No había conseguido hacerle cambiar de idea. Y le había afectado mucho oír aquello de que le preocupaba olvidar un nombre inventado. Las conversaciones que tuviese con su madre antes de la operación serían sin duda muy emotivas para ambos.
Encogiéndose de hombros se rindió resignadamente.
—Muy bien. Acepto.
—¿Y guardará total discreción?
—Por supuesto —¿cómo podía preguntarle algo así? ¡No era algo que ni remotamente quisiera hacer público!
—¿Y? —enfadado a no poder más por su actitud de superioridad moral hacia lo que después de todo no era sino un detalle con una mujer terriblemente enferma, dijo con voz crispada—: ¿Cómo te llamas? ¿Paula qué más?

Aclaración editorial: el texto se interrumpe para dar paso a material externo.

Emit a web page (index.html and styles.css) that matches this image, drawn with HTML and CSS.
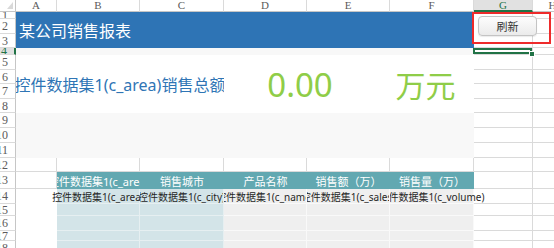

—¡Ah! —se sonrojó. ¡Debía de pensar que era idiota!—. Chaves. Paula Chaves. ¿No deberías escribirlo? —sugirió mientras él la miraba, haciendo que se sintiera ridículamente avergonzada.
—No hace falta. Como te he dicho, nunca olvido un hecho. ¿Cuánto mides?
—¿Por qué?
—Porque Madre me preguntará cómo eres —dijo entre dientes, como si le hablase a una niña con el cerebro de un caracol.
—Un metro cincuenta y siete —susurró Paula, mientras él sacaba una chequera de los cajones de la mesa y empezaba a rellenarla.
Deslizó el cheque a través de la mesa, levantando la vista mientras enumeraba:
—Ojos grandes y grises, nariz pequeña… —se detuvo ahí, pensando que tenía la boca rosada y tremendamente seductora—. Cabellos color… caramella —casi sonrió, pero recuperó rápidamente su innato sentido práctico y su autocontrol—. Arrivederci, Paula Chaves —se sacó del bolsillo las llaves del coche—. Tengo que tomar el avión. La señorita Fleming anda por aquí. Ella te atenderá.
Y se fue, dejando a Paula ante un cheque de cinco mil libras y sin llegar a creerlo todavía, porque todo lo que le había pasado en aquellos últimos veinte minutos era algo totalmente inverosímil.